[Front-end source files]

⁂

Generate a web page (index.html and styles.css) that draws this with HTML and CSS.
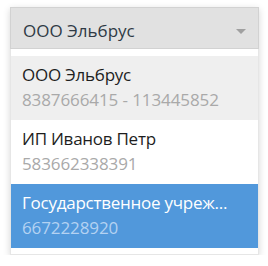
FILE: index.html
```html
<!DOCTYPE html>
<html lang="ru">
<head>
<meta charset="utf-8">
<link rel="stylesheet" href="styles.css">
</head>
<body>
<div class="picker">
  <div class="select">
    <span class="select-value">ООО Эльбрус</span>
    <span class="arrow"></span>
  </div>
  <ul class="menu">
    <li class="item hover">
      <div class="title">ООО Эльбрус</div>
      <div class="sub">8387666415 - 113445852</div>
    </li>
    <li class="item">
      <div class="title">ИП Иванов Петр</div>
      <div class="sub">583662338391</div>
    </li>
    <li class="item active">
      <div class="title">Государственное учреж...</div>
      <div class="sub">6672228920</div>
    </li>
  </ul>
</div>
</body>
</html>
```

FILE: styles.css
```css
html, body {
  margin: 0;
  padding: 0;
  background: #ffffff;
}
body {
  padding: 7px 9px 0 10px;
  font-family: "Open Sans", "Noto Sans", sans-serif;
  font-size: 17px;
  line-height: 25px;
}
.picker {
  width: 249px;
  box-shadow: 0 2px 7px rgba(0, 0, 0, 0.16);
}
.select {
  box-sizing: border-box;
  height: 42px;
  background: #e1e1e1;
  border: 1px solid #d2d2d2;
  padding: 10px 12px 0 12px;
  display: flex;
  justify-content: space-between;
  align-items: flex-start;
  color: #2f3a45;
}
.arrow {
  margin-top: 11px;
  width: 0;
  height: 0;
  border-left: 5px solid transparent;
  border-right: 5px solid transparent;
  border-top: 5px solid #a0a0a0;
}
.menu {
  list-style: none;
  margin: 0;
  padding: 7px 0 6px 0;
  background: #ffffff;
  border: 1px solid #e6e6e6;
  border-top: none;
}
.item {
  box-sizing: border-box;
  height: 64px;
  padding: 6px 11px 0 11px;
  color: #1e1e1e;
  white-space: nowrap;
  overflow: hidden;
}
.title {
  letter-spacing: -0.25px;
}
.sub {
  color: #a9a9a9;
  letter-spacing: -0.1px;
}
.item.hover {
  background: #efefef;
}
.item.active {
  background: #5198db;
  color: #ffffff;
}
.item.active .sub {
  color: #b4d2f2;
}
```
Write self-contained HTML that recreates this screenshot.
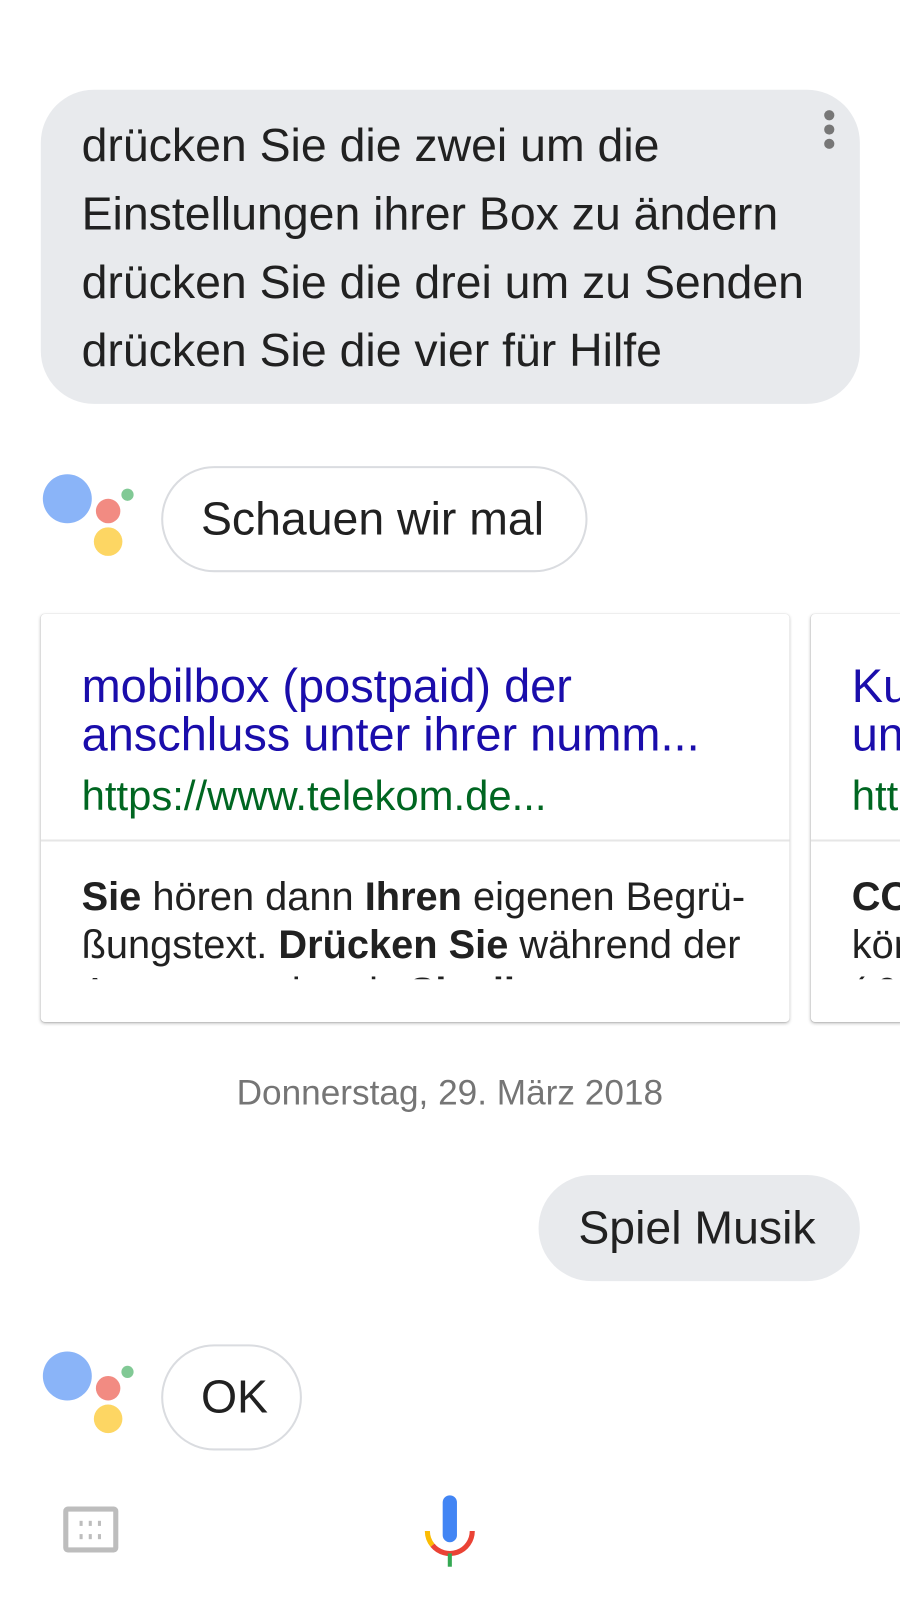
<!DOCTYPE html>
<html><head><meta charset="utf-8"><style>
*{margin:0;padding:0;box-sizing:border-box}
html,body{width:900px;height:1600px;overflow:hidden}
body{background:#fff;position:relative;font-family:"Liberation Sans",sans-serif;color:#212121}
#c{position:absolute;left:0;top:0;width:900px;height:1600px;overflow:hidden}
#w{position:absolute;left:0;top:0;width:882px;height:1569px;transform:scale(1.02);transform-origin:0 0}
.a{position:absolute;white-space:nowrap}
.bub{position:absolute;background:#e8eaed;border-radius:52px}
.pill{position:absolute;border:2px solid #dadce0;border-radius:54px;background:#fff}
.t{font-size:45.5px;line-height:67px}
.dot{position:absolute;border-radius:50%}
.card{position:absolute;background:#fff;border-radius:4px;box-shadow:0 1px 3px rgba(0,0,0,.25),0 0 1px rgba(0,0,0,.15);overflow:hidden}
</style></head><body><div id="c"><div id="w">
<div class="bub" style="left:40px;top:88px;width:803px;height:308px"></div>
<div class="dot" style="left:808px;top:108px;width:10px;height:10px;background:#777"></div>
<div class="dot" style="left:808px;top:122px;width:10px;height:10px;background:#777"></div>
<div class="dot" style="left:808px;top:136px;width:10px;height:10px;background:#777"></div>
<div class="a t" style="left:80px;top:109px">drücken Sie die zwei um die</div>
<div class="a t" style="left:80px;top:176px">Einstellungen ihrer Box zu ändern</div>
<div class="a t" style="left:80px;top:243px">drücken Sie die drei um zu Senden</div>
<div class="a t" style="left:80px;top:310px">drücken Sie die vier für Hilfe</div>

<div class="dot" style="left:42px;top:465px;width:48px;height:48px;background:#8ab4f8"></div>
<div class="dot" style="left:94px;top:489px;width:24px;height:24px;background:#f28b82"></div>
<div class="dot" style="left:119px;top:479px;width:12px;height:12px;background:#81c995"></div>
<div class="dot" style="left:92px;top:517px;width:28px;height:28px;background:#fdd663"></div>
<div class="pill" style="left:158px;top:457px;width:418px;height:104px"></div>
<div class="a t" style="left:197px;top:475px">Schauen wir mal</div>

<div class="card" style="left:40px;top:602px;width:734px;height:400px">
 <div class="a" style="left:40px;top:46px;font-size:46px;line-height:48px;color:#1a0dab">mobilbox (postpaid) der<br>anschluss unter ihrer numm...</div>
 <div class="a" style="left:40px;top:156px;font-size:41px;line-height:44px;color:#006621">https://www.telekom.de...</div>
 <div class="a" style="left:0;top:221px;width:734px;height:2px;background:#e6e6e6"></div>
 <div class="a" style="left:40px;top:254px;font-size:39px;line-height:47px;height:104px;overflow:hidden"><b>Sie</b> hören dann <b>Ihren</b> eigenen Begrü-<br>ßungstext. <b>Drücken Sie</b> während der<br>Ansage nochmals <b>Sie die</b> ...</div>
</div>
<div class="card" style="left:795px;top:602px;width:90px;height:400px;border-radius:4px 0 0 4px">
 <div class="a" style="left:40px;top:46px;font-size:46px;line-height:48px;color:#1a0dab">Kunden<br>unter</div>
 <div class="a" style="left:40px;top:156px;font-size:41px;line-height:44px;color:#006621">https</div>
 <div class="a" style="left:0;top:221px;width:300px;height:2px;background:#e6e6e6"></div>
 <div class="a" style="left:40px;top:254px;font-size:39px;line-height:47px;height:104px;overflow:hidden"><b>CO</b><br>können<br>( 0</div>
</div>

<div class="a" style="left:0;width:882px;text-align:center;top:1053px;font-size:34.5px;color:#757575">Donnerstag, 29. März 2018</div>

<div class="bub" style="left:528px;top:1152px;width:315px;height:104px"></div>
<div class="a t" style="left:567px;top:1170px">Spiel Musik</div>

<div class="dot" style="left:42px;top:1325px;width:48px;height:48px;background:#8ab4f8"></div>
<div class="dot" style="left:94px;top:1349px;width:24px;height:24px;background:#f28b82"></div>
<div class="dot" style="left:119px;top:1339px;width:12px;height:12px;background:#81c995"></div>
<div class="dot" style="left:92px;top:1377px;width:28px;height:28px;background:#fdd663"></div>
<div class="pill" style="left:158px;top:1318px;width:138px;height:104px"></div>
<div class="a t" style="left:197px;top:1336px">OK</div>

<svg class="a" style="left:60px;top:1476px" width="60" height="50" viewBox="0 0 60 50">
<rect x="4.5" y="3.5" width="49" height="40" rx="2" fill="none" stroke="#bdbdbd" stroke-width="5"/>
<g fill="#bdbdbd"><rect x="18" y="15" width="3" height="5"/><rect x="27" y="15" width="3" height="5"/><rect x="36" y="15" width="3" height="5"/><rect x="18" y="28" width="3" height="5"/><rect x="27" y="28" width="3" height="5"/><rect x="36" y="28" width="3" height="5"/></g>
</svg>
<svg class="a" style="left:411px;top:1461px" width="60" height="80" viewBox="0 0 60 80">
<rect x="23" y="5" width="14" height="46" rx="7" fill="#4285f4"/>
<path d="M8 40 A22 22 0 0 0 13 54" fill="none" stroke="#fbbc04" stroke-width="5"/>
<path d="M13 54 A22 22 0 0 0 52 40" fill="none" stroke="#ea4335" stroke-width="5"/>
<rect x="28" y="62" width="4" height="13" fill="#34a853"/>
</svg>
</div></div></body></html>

⁂

### Task objective
Search the data above for the word "that", then gather each line in which it appears.

### Correct output
Generate a web page (index.html and styles.css) that draws this with HTML and CSS.
Write self-contained HTML that recreates this screenshot.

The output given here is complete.